Q:
You quoted a maamar Chazal that if a person is not willing to toil in Torah so he’ll have other difficulties instead. But isn’t learning Torah itself a difficulty?
A:
The answer is it depends what you call ‘difficulty’. When you learn Torah it’s actually not difficult. It’s laziness that you contend with—it’s not difficulty. To contend with laziness is not like contending with real tzaros, chalilah. It’s mostly imagination.
You know laziness is mostly imagination. I’ll bring you a possuk to show. The possuk says as follows: עצלה תפיל תרדמה – Laziness casts a sleep, ונפש רמיה תרעב – but the deceitful soul will remain hungry (Mishlei 19:15). So what’s the connection? What’s the connection between the two parts of the possuk? First half again; עצלה תפיל תרדמה – Laziness casts a slumber. Then it says ונפש רמיה תרעב – a false soul, תרעב – will remain hungry.
It means this: Here is a man. He has a shop and he has to turn out certain amounts of pieces of let’s say jewelry every day. So he comes into the place first at 11 o’clock. He has to get a good night sleep, he says. And then at about half past 11, a little nap. He says he’s tired. He needs the sleep.
So Mishlei says, watch out! It’s not because you need sleep. You think you need sleep? עצלה תפיל תרדמה – It’s laziness that puts you to sleep. You’re not sleepy. You’re lazy, that’s all it is. Only you’re deceiving yourself.
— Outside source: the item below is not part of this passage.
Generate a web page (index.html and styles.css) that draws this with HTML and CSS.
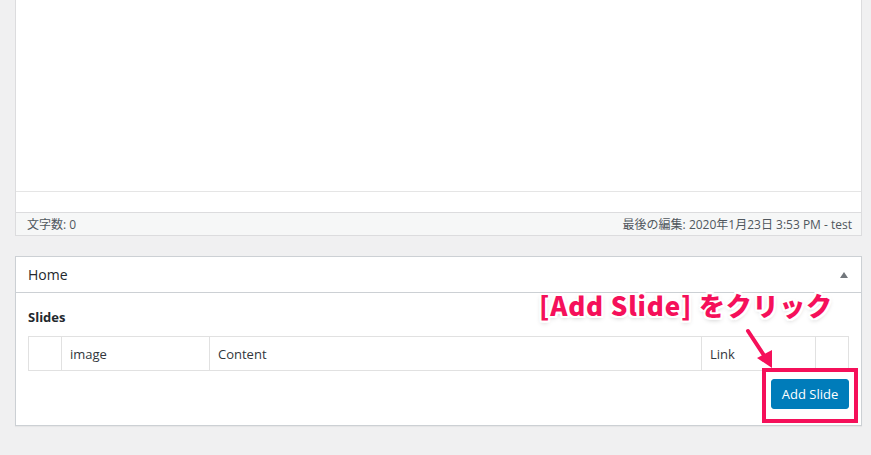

The proof is let’s say it’s late at night; it’s 11 o’clock already so you want to close the Gemara; 11 o’clock, you say. It’s bedtime! Your eyes are closing! So you close the Gemara. But before you go to sleep you pick up let’s say a newspaper for a few minutes. 2 o’clock at night you’re still going at it! What happened to the sleep? The answer is you weren’t sleepy at all. You were lazy. You were deceiving yourself.
So the possuk says if you’re going to deceive yourself, ונפש רמיה – a deceitful soul, תרעב – will remain hungry. This fellow in the factory where he has to make jewelry; every few minutes if he dozes off he won’t have anything to pay the grocer after a while: נפש רמיה – a deceitful soul, תרעב – will remain hungry.
And hungry means also he’ll be hungry in Torah, hungry in mitzvos, hungry in achievements.
So therefore when you say Torah is hard to learn it’s only because of laziness. Other things are even more difficult. It’s harder when you have to go to a grocer and you already owe him $200 and say, “Look. Can you advance me another $50 worth of stuff?” That’s very hard to do. It’s hard to face your landlord when you owe him already three months’ rent.
And so Torah we call hard only relatively but compared to the consequences of not learning Torah it’s very easy. Of course there are all madreigos of Torah. There’s yegiah in Torah; but yegiah in Torah is nowhere near the yegiah that comes from not learning Torah.